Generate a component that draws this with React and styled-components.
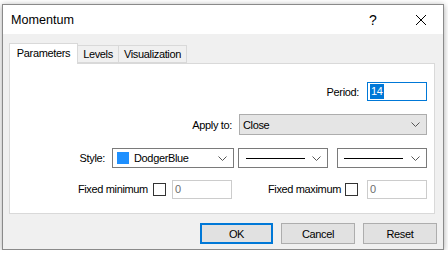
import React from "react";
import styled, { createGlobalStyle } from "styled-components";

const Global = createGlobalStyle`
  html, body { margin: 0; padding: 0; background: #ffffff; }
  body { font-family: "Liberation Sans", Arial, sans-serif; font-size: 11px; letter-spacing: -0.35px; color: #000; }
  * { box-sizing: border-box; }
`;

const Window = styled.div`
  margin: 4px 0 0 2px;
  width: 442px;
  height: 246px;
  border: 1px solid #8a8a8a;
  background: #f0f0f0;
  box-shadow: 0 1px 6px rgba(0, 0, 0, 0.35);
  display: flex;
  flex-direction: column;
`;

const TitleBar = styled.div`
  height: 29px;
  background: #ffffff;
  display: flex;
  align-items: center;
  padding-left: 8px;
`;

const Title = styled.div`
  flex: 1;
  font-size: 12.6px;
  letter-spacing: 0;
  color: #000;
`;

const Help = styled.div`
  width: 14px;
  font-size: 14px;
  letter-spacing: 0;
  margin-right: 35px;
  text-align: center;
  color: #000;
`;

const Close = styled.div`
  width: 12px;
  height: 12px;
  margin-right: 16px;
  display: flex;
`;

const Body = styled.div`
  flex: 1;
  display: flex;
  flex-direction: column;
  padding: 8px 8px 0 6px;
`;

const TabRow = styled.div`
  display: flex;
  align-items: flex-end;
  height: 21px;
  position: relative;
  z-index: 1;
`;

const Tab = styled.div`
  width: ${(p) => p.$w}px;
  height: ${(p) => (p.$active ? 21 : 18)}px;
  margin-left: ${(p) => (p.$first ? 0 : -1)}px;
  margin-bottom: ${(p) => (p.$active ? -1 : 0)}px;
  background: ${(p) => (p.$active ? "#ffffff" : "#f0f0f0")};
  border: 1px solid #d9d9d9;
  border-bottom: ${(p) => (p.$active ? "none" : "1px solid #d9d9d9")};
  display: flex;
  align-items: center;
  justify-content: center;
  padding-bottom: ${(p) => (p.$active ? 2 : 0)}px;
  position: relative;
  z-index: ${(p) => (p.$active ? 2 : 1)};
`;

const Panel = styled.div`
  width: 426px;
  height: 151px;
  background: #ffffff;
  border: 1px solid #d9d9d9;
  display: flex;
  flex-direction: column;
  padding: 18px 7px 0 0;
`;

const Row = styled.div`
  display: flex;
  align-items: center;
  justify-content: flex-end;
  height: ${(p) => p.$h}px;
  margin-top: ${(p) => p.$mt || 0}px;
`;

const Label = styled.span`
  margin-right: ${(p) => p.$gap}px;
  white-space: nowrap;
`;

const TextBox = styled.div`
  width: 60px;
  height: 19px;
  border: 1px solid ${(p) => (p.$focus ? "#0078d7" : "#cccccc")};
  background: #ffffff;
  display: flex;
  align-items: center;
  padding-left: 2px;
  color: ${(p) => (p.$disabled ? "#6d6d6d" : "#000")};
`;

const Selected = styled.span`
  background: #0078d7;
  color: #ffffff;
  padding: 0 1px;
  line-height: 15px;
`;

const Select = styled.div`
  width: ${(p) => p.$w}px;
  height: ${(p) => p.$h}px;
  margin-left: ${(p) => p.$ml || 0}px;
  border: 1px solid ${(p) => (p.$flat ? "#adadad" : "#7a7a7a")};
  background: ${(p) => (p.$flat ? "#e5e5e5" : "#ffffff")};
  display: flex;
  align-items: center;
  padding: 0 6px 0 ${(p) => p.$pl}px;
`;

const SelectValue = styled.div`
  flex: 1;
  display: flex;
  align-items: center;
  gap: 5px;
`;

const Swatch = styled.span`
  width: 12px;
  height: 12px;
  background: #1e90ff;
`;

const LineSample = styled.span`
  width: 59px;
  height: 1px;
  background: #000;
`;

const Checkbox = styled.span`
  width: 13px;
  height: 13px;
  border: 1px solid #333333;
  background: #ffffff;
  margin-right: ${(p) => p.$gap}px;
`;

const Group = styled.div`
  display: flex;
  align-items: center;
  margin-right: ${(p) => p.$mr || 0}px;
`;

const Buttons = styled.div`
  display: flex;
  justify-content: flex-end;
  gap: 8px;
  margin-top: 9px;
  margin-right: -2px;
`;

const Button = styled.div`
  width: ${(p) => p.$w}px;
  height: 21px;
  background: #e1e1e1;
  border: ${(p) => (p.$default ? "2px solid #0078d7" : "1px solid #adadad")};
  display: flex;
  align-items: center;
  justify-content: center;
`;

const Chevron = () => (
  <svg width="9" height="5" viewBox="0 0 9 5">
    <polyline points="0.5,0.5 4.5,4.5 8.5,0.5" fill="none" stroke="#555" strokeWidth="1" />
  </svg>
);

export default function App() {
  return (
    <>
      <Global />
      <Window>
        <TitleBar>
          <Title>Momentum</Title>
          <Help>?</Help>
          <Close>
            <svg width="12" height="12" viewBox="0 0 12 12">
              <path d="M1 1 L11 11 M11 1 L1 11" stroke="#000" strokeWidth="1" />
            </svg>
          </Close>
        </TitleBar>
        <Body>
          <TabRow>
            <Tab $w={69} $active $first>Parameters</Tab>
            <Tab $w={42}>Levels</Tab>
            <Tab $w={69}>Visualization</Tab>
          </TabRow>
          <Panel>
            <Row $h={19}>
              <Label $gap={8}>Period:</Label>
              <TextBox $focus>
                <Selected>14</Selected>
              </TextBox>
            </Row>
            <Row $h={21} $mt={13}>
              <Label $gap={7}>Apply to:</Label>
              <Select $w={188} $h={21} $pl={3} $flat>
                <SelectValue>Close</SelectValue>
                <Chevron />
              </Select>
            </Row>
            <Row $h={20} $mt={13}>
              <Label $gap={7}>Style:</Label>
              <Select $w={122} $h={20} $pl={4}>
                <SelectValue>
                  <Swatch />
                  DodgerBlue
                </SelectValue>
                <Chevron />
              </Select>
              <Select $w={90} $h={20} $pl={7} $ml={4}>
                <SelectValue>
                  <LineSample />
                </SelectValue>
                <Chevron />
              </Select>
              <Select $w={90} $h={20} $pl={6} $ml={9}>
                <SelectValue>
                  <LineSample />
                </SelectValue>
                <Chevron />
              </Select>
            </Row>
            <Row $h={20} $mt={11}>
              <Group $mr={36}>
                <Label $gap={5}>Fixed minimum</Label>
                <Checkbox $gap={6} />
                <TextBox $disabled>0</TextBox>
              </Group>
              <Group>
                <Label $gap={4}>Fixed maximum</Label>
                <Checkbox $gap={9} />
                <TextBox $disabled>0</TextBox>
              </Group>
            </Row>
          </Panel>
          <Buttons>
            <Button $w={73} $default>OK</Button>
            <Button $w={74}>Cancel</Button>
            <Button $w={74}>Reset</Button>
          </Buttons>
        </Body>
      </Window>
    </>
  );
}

- - - - - - -

• _Work instructions_
Filter out all lines lacking the word "components" and copy the rest.

• _Response_
Generate a component that draws this with React and styled-components.
import styled, { createGlobalStyle } from "styled-components";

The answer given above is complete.